Ruthenium Pincer Nitrosyl Complex Salts in Catalytic Transfer Hydrogenations under Mild Conditions

The nitrosyl ligand exhibits interesting features for catalysis, such as strong π acidity, excellent stability, and potential non innocent behavior. Pincer complexes are known to be extraordinarily stable yet tunable and catalytically highly active. However, even though pincer nitrosyl complexes could potentially open new possibilities within catalysis, they have been scarcely explored and witnessed little development within this area.
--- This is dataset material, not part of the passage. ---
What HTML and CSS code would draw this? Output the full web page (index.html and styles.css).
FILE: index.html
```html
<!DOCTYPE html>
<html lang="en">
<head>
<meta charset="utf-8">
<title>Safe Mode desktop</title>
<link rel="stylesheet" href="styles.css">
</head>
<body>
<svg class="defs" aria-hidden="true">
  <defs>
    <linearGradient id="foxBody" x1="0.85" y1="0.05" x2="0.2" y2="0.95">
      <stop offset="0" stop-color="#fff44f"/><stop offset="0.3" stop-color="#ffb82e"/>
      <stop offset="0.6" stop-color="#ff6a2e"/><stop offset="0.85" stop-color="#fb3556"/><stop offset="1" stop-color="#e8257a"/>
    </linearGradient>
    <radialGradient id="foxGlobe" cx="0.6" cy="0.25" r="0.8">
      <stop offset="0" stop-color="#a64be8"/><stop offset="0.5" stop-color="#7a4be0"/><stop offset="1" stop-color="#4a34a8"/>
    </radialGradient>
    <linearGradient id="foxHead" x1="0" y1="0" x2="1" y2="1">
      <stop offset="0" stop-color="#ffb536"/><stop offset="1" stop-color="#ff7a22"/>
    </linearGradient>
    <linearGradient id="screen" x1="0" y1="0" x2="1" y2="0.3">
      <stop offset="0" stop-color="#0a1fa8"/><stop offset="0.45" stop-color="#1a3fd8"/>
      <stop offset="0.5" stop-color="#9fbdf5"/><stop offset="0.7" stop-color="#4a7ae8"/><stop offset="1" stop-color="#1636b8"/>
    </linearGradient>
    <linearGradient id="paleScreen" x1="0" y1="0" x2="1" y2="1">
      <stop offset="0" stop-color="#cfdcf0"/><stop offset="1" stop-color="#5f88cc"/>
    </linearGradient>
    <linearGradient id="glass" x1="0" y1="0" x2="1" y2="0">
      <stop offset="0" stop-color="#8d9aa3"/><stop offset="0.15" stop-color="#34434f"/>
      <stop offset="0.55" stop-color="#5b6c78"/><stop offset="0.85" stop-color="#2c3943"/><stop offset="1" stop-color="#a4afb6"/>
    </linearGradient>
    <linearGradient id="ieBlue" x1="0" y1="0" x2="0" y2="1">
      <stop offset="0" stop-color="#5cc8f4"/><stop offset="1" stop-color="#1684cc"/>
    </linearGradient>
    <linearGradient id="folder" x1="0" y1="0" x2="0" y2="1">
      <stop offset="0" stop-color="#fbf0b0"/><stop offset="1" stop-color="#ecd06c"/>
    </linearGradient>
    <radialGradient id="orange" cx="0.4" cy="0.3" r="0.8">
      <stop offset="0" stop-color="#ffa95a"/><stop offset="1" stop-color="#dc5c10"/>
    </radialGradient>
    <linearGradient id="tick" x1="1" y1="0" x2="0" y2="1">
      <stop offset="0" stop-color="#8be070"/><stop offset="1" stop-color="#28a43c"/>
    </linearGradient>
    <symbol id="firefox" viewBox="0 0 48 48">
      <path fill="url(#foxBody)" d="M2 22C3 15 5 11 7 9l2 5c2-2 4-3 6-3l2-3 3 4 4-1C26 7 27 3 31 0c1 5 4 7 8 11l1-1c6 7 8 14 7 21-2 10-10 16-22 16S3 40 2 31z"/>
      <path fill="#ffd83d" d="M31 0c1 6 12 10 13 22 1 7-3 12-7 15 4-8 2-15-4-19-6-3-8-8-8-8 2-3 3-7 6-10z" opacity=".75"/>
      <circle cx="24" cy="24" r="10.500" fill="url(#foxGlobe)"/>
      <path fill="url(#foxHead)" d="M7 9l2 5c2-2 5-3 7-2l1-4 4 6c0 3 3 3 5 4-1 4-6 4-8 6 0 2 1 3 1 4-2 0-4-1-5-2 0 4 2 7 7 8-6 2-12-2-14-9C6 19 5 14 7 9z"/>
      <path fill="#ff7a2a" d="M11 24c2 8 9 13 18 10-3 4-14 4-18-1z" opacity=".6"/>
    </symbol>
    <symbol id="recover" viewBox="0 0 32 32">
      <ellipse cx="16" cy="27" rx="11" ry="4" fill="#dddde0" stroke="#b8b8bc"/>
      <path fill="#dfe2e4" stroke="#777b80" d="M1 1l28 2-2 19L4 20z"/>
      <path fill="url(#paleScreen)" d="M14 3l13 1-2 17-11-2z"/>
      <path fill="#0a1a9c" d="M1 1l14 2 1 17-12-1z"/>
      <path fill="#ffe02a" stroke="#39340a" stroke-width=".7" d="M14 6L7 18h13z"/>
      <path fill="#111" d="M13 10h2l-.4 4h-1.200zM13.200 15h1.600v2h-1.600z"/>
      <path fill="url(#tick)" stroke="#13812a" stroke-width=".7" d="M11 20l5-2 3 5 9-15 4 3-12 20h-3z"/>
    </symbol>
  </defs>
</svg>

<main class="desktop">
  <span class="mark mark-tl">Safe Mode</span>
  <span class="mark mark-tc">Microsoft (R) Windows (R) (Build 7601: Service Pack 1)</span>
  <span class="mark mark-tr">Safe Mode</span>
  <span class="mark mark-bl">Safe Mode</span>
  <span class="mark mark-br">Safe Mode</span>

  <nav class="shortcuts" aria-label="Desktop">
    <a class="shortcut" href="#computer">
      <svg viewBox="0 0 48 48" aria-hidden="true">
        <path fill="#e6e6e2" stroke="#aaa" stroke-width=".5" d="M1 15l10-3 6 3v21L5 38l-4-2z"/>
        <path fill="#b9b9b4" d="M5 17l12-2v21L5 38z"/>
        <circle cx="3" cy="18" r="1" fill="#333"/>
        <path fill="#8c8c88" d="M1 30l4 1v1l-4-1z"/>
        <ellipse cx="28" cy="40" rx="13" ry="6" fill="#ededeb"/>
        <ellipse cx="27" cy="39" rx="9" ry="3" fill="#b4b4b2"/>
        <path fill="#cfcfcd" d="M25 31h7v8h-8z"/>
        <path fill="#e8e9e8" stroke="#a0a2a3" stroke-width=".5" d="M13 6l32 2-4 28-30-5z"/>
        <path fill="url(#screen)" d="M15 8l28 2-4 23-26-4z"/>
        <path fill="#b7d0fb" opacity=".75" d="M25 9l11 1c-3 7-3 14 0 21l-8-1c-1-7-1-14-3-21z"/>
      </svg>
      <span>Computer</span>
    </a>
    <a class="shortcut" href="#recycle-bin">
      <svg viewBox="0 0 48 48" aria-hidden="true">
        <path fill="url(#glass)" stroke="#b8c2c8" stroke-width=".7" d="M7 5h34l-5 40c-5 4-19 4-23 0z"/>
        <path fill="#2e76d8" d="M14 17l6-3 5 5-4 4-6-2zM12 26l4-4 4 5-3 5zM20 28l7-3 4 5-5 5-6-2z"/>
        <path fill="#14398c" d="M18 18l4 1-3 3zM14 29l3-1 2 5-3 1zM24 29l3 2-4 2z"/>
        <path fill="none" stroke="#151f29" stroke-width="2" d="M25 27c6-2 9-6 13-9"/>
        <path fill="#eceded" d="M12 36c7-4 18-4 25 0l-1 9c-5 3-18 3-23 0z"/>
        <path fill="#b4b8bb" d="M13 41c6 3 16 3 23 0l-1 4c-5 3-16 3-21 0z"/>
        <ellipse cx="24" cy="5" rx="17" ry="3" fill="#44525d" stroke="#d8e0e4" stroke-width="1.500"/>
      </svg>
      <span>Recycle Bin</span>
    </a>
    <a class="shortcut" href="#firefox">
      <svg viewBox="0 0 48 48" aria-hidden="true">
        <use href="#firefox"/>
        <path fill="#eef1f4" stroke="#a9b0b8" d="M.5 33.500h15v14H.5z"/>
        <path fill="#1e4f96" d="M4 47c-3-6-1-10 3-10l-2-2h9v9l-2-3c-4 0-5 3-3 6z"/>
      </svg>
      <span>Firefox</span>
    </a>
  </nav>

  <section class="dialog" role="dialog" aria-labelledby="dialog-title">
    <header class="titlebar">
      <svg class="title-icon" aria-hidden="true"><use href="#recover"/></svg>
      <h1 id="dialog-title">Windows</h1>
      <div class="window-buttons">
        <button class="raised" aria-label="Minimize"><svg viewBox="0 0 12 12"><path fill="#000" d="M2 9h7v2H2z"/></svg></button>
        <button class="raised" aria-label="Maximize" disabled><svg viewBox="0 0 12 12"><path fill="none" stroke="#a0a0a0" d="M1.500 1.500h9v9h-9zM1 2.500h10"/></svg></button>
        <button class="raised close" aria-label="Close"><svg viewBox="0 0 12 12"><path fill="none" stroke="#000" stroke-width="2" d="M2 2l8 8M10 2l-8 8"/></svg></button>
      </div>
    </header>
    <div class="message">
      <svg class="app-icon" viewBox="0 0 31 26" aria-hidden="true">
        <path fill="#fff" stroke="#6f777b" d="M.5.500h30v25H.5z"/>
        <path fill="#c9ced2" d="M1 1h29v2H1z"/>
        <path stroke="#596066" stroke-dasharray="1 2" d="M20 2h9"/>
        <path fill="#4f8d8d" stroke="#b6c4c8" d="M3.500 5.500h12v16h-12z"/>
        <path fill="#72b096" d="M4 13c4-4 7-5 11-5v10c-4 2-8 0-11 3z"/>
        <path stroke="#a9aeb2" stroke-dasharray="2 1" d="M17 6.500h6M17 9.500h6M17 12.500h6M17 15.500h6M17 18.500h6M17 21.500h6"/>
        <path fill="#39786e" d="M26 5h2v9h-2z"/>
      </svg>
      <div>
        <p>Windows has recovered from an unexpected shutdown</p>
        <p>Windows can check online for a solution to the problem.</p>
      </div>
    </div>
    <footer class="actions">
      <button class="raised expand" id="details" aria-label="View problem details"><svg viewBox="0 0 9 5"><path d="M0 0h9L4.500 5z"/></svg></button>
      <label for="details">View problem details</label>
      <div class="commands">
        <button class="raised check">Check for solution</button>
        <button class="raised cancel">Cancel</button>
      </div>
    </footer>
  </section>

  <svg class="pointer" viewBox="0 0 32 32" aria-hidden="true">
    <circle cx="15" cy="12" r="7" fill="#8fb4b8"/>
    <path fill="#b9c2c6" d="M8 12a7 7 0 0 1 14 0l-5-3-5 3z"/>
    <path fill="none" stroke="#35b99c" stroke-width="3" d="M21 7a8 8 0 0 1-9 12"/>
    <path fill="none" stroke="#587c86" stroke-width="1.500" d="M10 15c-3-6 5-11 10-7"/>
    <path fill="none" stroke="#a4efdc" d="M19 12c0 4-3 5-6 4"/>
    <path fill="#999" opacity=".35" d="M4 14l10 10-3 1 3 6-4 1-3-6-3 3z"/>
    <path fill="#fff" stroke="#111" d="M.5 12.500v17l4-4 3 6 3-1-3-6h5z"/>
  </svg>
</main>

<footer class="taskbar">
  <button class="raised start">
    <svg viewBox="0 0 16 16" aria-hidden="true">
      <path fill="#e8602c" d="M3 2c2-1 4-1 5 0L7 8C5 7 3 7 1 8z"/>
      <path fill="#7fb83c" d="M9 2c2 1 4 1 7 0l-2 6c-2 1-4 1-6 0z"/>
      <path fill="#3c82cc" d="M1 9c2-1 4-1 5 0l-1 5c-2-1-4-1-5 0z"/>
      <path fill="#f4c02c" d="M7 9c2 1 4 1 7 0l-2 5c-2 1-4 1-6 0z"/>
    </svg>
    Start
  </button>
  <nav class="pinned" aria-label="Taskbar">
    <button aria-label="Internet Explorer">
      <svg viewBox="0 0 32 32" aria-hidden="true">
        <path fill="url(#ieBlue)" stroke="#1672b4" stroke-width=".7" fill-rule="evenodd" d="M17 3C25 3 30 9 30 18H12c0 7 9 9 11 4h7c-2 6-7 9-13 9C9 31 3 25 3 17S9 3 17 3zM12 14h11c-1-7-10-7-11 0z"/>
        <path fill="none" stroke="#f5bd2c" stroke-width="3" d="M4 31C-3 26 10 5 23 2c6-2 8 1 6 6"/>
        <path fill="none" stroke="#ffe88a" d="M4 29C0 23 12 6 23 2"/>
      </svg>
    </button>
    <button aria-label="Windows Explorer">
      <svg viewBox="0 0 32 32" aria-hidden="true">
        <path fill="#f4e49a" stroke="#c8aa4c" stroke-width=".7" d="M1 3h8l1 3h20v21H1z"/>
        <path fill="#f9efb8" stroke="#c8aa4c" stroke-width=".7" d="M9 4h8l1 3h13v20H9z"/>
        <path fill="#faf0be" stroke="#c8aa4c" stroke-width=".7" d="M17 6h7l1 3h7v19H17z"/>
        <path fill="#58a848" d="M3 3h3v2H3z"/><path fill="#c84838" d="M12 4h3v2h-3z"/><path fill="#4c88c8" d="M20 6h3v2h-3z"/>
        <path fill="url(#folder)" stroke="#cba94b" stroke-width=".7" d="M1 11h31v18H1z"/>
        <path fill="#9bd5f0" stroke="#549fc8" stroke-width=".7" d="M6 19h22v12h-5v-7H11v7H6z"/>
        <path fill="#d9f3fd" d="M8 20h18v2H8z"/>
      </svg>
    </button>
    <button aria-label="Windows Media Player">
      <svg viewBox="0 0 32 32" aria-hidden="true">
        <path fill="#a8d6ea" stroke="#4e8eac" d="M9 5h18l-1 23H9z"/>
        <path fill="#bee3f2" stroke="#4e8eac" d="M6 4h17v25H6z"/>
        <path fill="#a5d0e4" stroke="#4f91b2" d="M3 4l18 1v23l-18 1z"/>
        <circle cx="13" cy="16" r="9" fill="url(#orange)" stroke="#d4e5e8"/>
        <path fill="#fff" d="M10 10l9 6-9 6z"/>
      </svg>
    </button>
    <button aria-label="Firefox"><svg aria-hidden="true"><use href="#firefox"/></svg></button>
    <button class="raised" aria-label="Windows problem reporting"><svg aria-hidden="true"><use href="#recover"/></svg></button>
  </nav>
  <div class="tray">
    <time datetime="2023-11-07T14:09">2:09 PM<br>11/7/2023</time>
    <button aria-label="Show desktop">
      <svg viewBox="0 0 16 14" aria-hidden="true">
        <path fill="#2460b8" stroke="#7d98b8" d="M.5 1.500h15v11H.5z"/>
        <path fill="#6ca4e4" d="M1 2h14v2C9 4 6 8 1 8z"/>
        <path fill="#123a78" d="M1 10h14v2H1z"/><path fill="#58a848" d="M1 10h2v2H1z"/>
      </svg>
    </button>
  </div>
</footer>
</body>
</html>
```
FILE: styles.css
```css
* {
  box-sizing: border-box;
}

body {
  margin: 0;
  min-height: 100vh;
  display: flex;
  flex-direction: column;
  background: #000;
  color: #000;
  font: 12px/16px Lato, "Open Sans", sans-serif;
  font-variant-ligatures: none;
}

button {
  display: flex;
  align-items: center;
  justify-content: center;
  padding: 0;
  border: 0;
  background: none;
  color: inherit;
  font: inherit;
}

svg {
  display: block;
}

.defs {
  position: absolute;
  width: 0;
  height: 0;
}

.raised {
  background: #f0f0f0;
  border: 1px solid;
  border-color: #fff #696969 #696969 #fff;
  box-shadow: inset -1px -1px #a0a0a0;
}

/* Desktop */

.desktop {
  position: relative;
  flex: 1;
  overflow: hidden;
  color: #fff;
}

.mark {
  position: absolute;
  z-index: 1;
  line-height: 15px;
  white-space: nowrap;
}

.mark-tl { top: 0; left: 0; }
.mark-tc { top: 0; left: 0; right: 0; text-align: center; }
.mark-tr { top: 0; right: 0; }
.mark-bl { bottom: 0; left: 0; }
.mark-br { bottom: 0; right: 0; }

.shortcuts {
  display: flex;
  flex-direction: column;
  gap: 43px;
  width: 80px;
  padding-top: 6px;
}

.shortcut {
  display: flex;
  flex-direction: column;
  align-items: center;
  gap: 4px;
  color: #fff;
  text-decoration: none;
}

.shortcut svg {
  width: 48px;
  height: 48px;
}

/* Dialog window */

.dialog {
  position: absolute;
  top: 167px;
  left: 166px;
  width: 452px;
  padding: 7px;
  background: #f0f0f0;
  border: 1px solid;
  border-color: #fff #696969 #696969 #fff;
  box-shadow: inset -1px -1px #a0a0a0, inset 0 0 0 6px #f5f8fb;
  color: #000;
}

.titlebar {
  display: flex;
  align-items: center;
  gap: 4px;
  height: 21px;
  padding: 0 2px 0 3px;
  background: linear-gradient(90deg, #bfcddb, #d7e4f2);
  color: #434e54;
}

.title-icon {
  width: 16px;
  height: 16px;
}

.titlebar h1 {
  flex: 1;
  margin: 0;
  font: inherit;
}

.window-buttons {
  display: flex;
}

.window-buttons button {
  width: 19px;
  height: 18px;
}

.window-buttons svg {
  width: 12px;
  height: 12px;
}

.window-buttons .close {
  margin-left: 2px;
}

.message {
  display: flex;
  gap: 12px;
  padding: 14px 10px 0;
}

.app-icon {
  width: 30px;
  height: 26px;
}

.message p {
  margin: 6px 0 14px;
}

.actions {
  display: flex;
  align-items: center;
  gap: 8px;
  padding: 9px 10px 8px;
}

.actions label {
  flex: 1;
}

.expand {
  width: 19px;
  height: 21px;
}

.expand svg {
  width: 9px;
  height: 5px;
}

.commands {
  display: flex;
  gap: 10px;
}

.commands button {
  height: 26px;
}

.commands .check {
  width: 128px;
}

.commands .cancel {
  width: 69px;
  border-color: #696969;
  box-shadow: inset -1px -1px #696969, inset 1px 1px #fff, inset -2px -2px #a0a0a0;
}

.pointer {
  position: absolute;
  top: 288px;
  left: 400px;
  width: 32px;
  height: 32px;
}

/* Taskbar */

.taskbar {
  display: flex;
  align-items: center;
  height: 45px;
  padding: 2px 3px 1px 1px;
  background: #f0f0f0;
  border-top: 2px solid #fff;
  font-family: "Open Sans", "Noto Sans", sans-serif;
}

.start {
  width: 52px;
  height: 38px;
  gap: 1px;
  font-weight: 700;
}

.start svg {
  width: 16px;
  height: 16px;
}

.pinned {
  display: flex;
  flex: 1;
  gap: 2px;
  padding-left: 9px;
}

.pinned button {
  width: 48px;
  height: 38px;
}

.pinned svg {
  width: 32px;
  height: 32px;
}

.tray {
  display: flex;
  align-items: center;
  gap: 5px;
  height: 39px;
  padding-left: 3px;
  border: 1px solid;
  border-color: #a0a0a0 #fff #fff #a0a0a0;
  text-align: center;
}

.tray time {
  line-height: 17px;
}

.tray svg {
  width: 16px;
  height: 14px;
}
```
Herein, we describe the synthesis of a novel family of ruthenium PNP nitrosyl complex salts (PNP = (iPr2PCH2CH2)2NH and X = Cl, BF4, BPh4 and PF6) and their use for catalytic transfer hydrogenation of a range of carbonyl compounds. For the transfer hydrogenation of ketones, an optimization study showed that all catalysts (Ru-1 to Ru-4) are highly active at 90 °C, reaching high to full conversion already within 5 minutes, a behavior that was comparable to the well-known commercially available Ru-MACHO derivative Ru-5. At 35 °C, Ru 1 (X = Cl) and Ru 2 (X = BF4) were more efficient than Ru 3 (X = BPh4) and Ru-4 (X = PF6), likely due to their higher solubility in isopropanol. Interestingly, for the transfer hydrogenation of aldehydes, higher temperatures and longer reaction times were required. Thus, Ru-1 and Ru-3 performed better with the aldehydes, leading to full conversion after 7 hours at 70 °C. Overall, a large scope of ketones and aldehydes are presented for the first time with a pincer nitrosyl catalyst. Lastly, competition studies revealed that the hydrogenation of a ketone is suppressed by the presence of an aldehyde. The data indicates two different mechanisms for aldehyde and ketone transfer hydrogenation.